И именно в этот момент их беседы мисс Триплау сообразила, что допустила чудовищную ошибку и на всех парусах неслась неверным курсом. Мгновение, и она озвучила бы суждение, какое сделало бы ошибку непоправимой, превратила бы в то, что она еще с беззаботных студенческих времен стала называть «скелетом в шкафу» или воспоминанием, которое в будущем не вызывает ничего, кроме стыда. А мисс Триплау очень переживала из-за своих «скелетов в шкафу». Воспоминания непостижимым образом занозами застревали глубоко в душе, наносили раны, которые не заживали. Даже затянувшиеся старые шрамы иногда саднили. Внезапно, без всякого повода, посреди ночи или самой веселой вечеринки, она вдруг могла вспомнить о «скелете» из прошлого, и ее охватывало желание вновь и вновь казнить себя, овладевал мучительный стыд за свой поступок. И против этого не существовало лекарства, не помогали никакие умственные рассуждения. Конечно, в своем воображении ты можешь ретроспективно найти выход из положения, тактичную альтернативу, которая не привела бы к появлению «скелета». Вообразить, например, как шепчешь сестре Фанни слова утешения, а не произносишь злобные, убивающие ее фразы. Или как ты с чувством возмущенного собственного достоинства уходишь из мастерской Бардолфа и попадаешь в грязный переулок, где в окне висит канарейка (какой изысканный образ – канарейка повесилась!), и удаляешься прочь. А на самом деле ты там задержалась и совершила невероятную глупость. Боже, как же скверно было потом на сердце! В общем, воображать можно было что угодно, делать вид, будто никакого «скелета в шкафу» не существовало. Фантазия отчаянно стремилась стереть из памяти навязчивый образ, но только ей никогда не удавалось одержать окончательной и решительной победы над фактами.

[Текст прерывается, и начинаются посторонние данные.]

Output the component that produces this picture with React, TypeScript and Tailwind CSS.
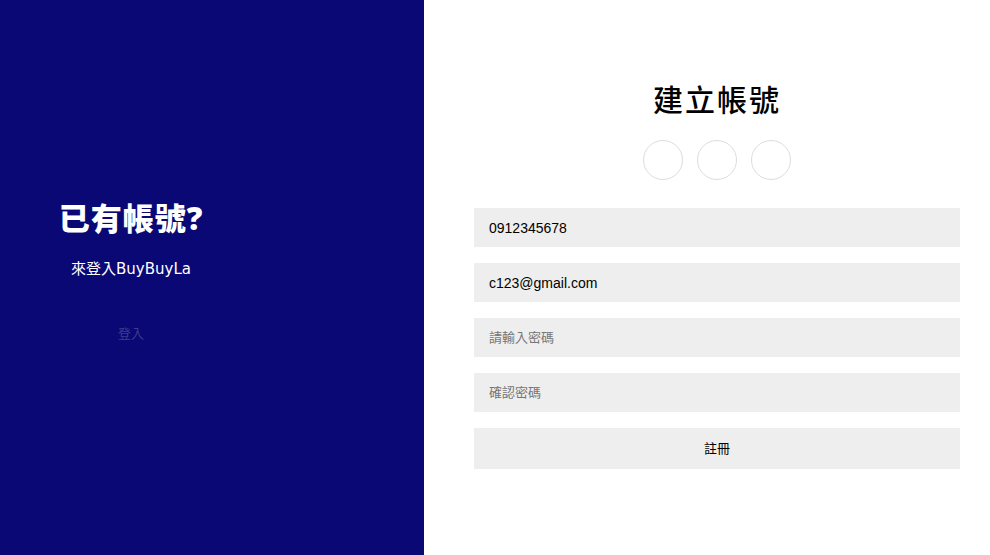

Вот и сейчас еще одно неосторожное слово – и в памяти отложился бы новый, неистребимый, болезненный «скелет». «Как могла я быть настолько тупа? – спрашивала она себя. – Как же я могла?» Потому что ей стало вдруг очевидно, что развязные манеры и модные наряды совершенно не подходили для такого случая. Кэлами, как выяснялось, не ценил ничего подобного. Стоило ей продолжить в том же духе, и он бы списал ее в разряд фривольных светских вертихвосток со склонностью к снобизму. Потребовались бы неимоверные усилия и немалый срок, чтобы исправить это самое первое и сильное впечатление.

Неуловимым движением мисс Триплау сдернула с мизинца правой руки кольцо с опалом, подержала его в кулачке, переложила в левую руку, а потом, когда Кэлами отвернулся, запихнула в щель между сиденьем и спинкой обитого лощеной тканью кресла.

1

Злачное место (фр.). – Здесь и далее примеч. пер.